* **Task brief**
Retype all of the listing exactly, passing over any picture you find.

* **Stored data**
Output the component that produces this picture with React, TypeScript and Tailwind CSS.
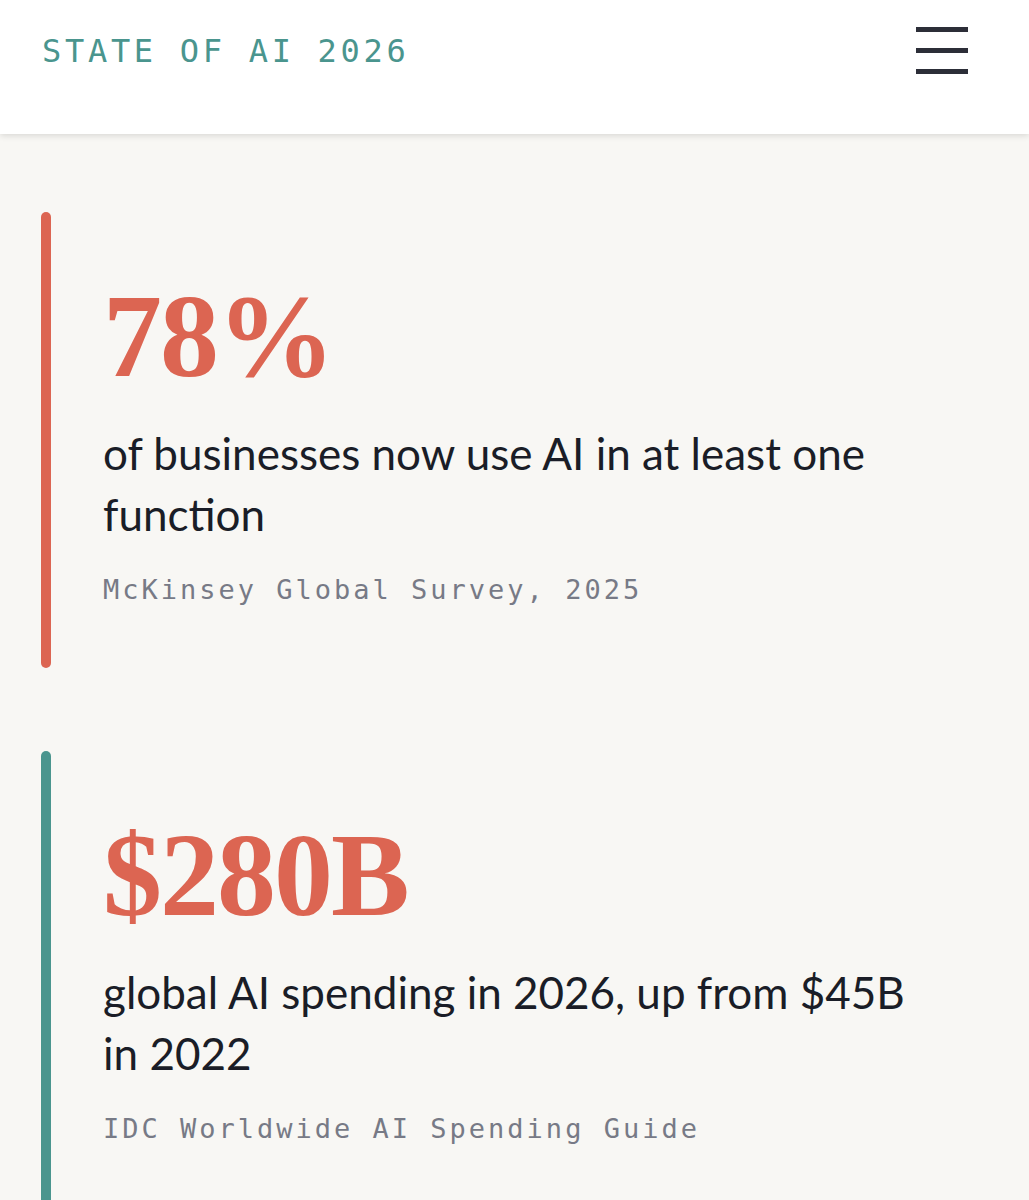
import React from 'react';

interface Stat {
  value: string;
  label: string;
  source: string;
  accent: string;
}

const stats: Stat[] = [
  {
    value: '78%',
    label: 'of businesses now use AI in at least one function',
    source: 'McKinsey Global Survey, 2025',
    accent: 'bg-[#dc6552]',
  },
  {
    value: '$280B',
    label: 'global AI spending in 2026, up from $45B in 2022',
    source: 'IDC Worldwide AI Spending Guide',
    accent: 'bg-[#4a958e]',
  },
];

const StatCard: React.FC<{ stat: Stat }> = ({ stat }) => (
  <div className="flex gap-[52px]">
    <div className={`w-[10px] shrink-0 rounded-full ${stat.accent}`} />
    <div className="pt-[66px] pb-[58px]">
      <div className="font-['Liberation_Serif',serif] text-[118px] font-bold leading-[118px] tracking-[-2px] text-[#dc6552]">
        {stat.value}
      </div>
      <p className="mt-[27px] w-[815px] font-['Lato',sans-serif] text-[44px] leading-[61px] text-[#1a1d27]">
        {stat.label}
      </p>
      <div className="mt-[25px] font-['DejaVu_Sans_Mono',monospace] text-[27px] leading-[40px] tracking-[3px] text-[#777a86]">
        {stat.source}
      </div>
    </div>
  </div>
);

export default function App() {
  return (
    <div className="min-h-[1200px] bg-[#f8f7f4]">
      <header className="flex h-[134px] items-start justify-between bg-white pl-[42px] pr-[61px] shadow-[0_2px_6px_rgba(0,0,0,0.12)]">
        <div className="mt-[31px] font-['DejaVu_Sans_Mono',monospace] text-[32px] leading-[40px] tracking-[3.7px] text-[#4a958e]">
          STATE OF AI 2026
        </div>
        <button className="mt-[27px] flex w-[52px] flex-col gap-[16px]" aria-label="Menu">
          <span className="h-[5px] w-full bg-[#2c2e38]" />
          <span className="h-[5px] w-full bg-[#2c2e38]" />
          <span className="h-[5px] w-full bg-[#2c2e38]" />
        </button>
      </header>
      <main className="flex flex-col gap-[83px] pl-[41px] pt-[78px]">
        {stats.map((s) => (
          <StatCard key={s.value} stat={s} />
        ))}
      </main>
    </div>
  );
}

* **Written solution**
Output the component that produces this picture with React, TypeScript and Tailwind CSS.
import React from 'react';

interface Stat {
  value: string;
  label: string;
  source: string;
  accent: string;
}

const stats: Stat[] = [
  {
    value: '78%',
    label: 'of businesses now use AI in at least one function',
    source: 'McKinsey Global Survey, 2025',
    accent: 'bg-[#dc6552]',
  },
  {
    value: '$280B',
    label: 'global AI spending in 2026, up from $45B in 2022',
    source: 'IDC Worldwide AI Spending Guide',
    accent: 'bg-[#4a958e]',
  },
];

const StatCard: React.FC<{ stat: Stat }> = ({ stat }) => (
  <div className="flex gap-[52px]">
    <div className={`w-[10px] shrink-0 rounded-full ${stat.accent}`} />
    <div className="pt-[66px] pb-[58px]">
      <div className="font-['Liberation_Serif',serif] text-[118px] font-bold leading-[118px] tracking-[-2px] text-[#dc6552]">
        {stat.value}
      </div>
      <p className="mt-[27px] w-[815px] font-['Lato',sans-serif] text-[44px] leading-[61px] text-[#1a1d27]">
        {stat.label}
      </p>
      <div className="mt-[25px] font-['DejaVu_Sans_Mono',monospace] text-[27px] leading-[40px] tracking-[3px] text-[#777a86]">
        {stat.source}
      </div>
    </div>
  </div>
);

export default function App() {
  return (
    <div className="min-h-[1200px] bg-[#f8f7f4]">
      <header className="flex h-[134px] items-start justify-between bg-white pl-[42px] pr-[61px] shadow-[0_2px_6px_rgba(0,0,0,0.12)]">
        <div className="mt-[31px] font-['DejaVu_Sans_Mono',monospace] text-[32px] leading-[40px] tracking-[3.7px] text-[#4a958e]">
          STATE OF AI 2026
        </div>
        <button className="mt-[27px] flex w-[52px] flex-col gap-[16px]" aria-label="Menu">
          <span className="h-[5px] w-full bg-[#2c2e38]" />
          <span className="h-[5px] w-full bg-[#2c2e38]" />
          <span className="h-[5px] w-full bg-[#2c2e38]" />
        </button>
      </header>
      <main className="flex flex-col gap-[83px] pl-[41px] pt-[78px]">
        {stats.map((s) => (
          <StatCard key={s.value} stat={s} />
        ))}
      </main>
    </div>
  );
}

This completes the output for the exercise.